• _Task requirements_
Select every line holding the word "React" and copy it.

• _Supplied entries_

——

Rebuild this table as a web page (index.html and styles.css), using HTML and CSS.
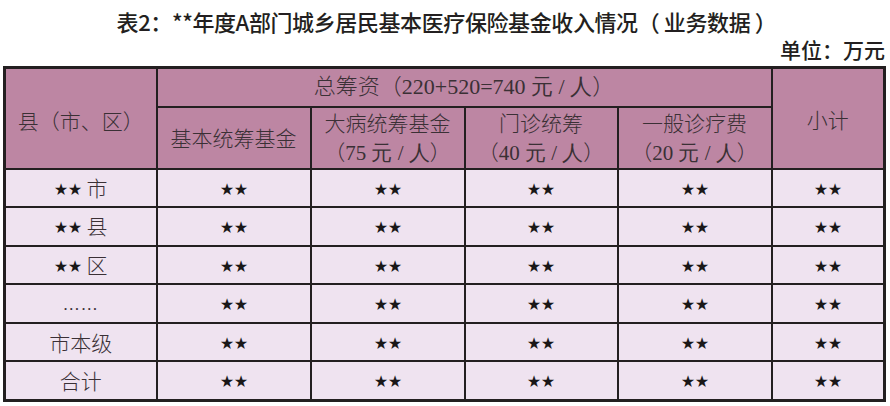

——

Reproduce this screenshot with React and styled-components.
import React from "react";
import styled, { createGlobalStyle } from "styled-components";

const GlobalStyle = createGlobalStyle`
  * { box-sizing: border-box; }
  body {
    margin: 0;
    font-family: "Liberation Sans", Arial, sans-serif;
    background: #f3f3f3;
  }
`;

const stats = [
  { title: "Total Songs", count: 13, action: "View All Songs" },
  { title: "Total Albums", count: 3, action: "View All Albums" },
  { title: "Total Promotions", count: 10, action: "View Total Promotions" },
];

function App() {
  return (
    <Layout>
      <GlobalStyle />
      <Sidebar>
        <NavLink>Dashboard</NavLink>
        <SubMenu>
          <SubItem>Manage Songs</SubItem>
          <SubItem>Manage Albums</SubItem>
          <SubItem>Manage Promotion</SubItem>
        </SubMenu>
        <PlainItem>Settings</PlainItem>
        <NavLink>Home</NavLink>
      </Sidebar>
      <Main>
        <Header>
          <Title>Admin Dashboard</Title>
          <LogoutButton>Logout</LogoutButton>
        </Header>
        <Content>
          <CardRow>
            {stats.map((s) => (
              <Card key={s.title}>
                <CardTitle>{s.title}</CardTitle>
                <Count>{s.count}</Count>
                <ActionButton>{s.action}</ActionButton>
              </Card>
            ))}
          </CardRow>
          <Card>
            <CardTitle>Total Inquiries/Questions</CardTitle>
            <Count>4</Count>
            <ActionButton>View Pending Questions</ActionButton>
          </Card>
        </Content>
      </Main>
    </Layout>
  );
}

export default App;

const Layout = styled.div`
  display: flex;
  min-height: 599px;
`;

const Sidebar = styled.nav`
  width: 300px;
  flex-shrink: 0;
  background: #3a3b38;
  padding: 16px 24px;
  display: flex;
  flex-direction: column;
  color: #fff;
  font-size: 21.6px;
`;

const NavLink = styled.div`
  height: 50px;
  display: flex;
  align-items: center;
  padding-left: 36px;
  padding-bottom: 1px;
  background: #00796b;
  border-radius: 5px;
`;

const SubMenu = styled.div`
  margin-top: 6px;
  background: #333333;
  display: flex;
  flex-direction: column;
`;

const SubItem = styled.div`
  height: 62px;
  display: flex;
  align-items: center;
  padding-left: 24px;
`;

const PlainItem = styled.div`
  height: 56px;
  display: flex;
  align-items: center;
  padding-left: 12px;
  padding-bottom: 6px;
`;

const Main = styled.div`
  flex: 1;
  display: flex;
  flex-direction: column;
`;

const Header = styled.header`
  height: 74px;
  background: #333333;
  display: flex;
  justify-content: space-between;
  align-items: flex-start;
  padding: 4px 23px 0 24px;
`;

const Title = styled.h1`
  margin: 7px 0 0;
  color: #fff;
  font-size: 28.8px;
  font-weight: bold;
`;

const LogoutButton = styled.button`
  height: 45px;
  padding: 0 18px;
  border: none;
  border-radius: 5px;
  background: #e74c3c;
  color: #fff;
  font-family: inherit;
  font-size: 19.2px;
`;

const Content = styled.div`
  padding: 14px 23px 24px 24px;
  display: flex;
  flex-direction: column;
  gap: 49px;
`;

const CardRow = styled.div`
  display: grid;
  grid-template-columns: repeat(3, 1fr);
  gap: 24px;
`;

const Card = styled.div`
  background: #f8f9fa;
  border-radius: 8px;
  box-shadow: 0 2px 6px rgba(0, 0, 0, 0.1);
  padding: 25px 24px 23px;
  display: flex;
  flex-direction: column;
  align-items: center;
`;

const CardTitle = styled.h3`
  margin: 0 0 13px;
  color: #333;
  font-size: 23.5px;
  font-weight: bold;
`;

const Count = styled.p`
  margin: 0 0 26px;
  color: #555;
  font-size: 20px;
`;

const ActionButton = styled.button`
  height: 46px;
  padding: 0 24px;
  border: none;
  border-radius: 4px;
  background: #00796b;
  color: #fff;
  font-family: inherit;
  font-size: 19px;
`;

——

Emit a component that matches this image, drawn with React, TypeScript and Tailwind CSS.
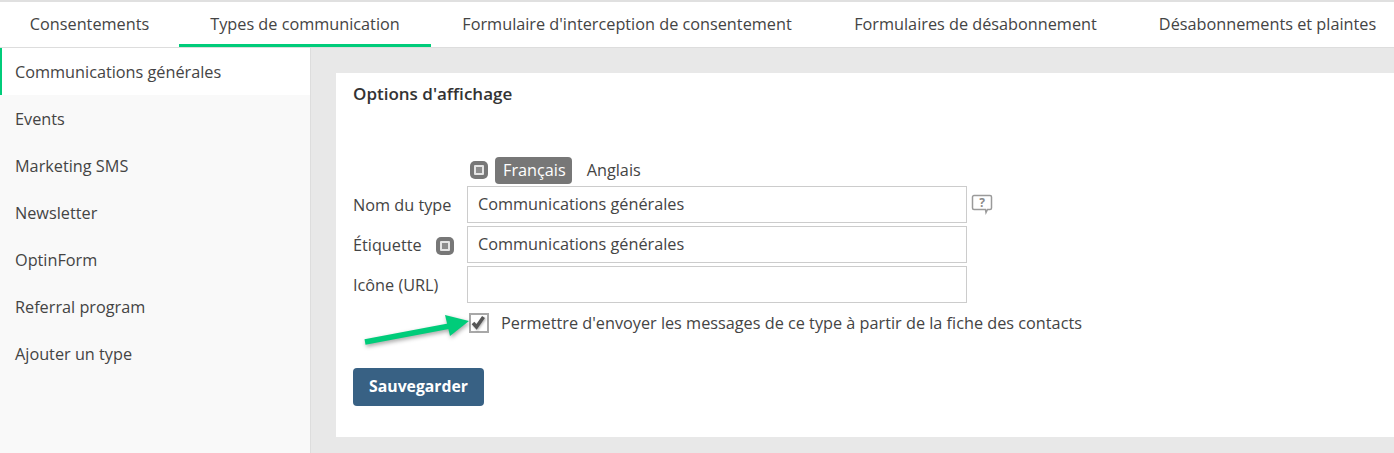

——

• _The result_
Reproduce this screenshot with React and styled-components.
import React from "react";
Emit a component that matches this image, drawn with React, TypeScript and Tailwind CSS.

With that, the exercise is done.